[GIVEN PROBLEM]: In the listing below, locate the line containing "Write the HTML and CSS code for this table." and copy it and every line after it through the end, exactly as written, leaving out any pictures.

[RECORDS PROVIDED]:
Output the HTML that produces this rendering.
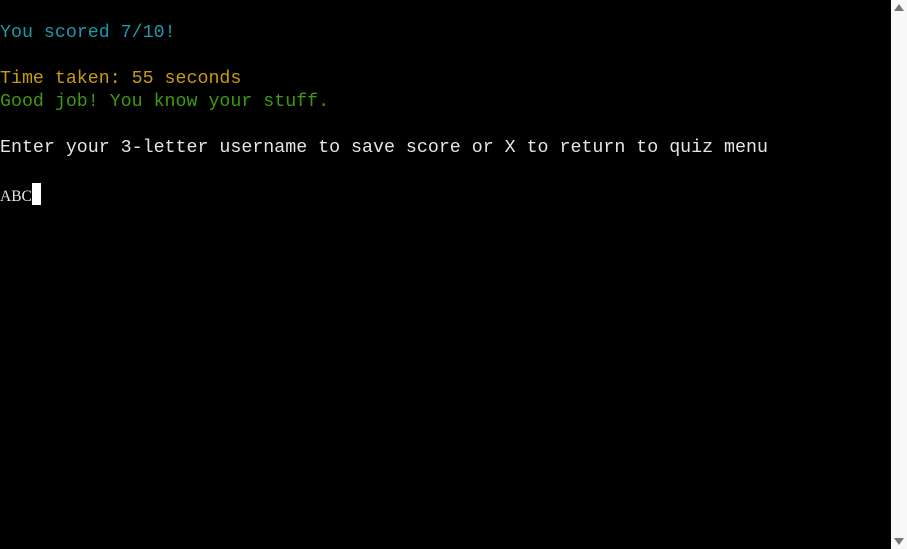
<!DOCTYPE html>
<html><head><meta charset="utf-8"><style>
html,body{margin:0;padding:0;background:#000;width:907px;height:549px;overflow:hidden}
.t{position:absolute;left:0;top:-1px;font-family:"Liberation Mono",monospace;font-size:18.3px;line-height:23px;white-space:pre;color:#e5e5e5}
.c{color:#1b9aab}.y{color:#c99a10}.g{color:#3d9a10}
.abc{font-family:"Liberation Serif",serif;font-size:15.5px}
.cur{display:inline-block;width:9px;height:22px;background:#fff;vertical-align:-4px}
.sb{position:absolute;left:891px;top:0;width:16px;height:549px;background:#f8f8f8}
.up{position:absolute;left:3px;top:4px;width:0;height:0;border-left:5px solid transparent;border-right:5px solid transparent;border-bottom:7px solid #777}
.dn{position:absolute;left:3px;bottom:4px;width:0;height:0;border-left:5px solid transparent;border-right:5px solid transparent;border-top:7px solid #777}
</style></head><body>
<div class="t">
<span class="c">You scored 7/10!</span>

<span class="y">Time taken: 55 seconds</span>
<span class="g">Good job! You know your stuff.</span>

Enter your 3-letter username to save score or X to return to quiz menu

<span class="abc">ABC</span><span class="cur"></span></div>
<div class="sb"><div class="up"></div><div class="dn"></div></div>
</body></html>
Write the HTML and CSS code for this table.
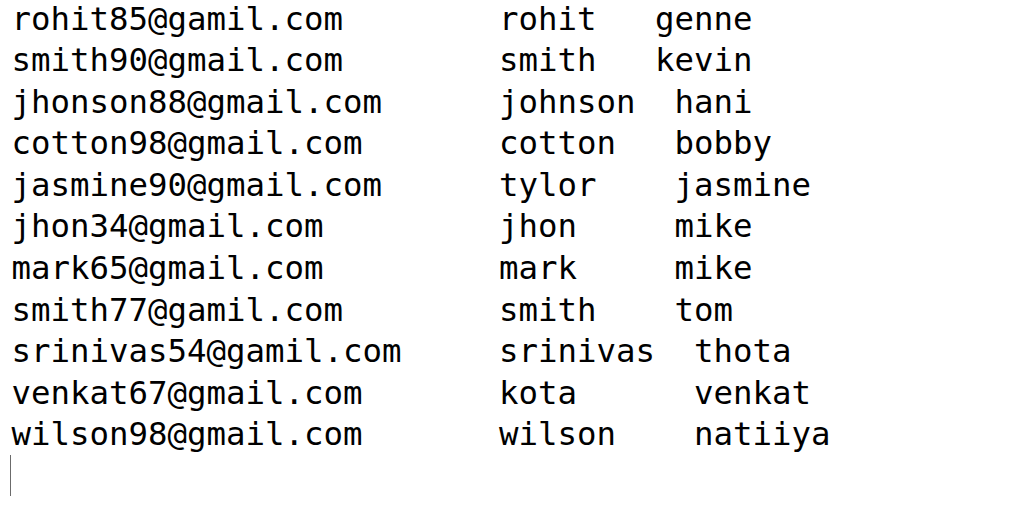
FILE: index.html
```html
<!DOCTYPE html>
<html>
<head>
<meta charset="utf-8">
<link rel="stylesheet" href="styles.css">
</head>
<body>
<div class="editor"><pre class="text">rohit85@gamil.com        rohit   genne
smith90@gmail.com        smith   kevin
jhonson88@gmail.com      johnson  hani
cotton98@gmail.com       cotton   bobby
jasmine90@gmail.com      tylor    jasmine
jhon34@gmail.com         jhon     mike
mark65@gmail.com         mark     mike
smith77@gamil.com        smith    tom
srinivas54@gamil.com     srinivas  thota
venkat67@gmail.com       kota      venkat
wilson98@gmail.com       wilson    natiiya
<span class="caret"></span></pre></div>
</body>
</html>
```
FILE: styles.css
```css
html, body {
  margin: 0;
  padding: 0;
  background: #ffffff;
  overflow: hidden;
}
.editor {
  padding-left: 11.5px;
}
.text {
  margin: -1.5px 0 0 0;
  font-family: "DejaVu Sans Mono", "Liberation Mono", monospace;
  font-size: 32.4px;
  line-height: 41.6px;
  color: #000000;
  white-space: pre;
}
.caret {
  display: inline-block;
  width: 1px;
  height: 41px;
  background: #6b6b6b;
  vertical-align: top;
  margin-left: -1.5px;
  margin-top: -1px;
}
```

[FULL ANSWER]:
Write the HTML and CSS code for this table.
FILE: index.html
```html
<!DOCTYPE html>
<html>
<head>
<meta charset="utf-8">
<link rel="stylesheet" href="styles.css">
</head>
<body>
<div class="editor"><pre class="text">rohit85@gamil.com        rohit   genne
smith90@gmail.com        smith   kevin
jhonson88@gmail.com      johnson  hani
cotton98@gmail.com       cotton   bobby
jasmine90@gmail.com      tylor    jasmine
jhon34@gmail.com         jhon     mike
mark65@gmail.com         mark     mike
smith77@gamil.com        smith    tom
srinivas54@gamil.com     srinivas  thota
venkat67@gmail.com       kota      venkat
wilson98@gmail.com       wilson    natiiya
<span class="caret"></span></pre></div>
</body>
</html>
```
FILE: styles.css
```css
html, body {
  margin: 0;
  padding: 0;
  background: #ffffff;
  overflow: hidden;
}
.editor {
  padding-left: 11.5px;
}
.text {
  margin: -1.5px 0 0 0;
  font-family: "DejaVu Sans Mono", "Liberation Mono", monospace;
  font-size: 32.4px;
  line-height: 41.6px;
  color: #000000;
  white-space: pre;
}
.caret {
  display: inline-block;
  width: 1px;
  height: 41px;
  background: #6b6b6b;
  vertical-align: top;
  margin-left: -1.5px;
  margin-top: -1px;
}
```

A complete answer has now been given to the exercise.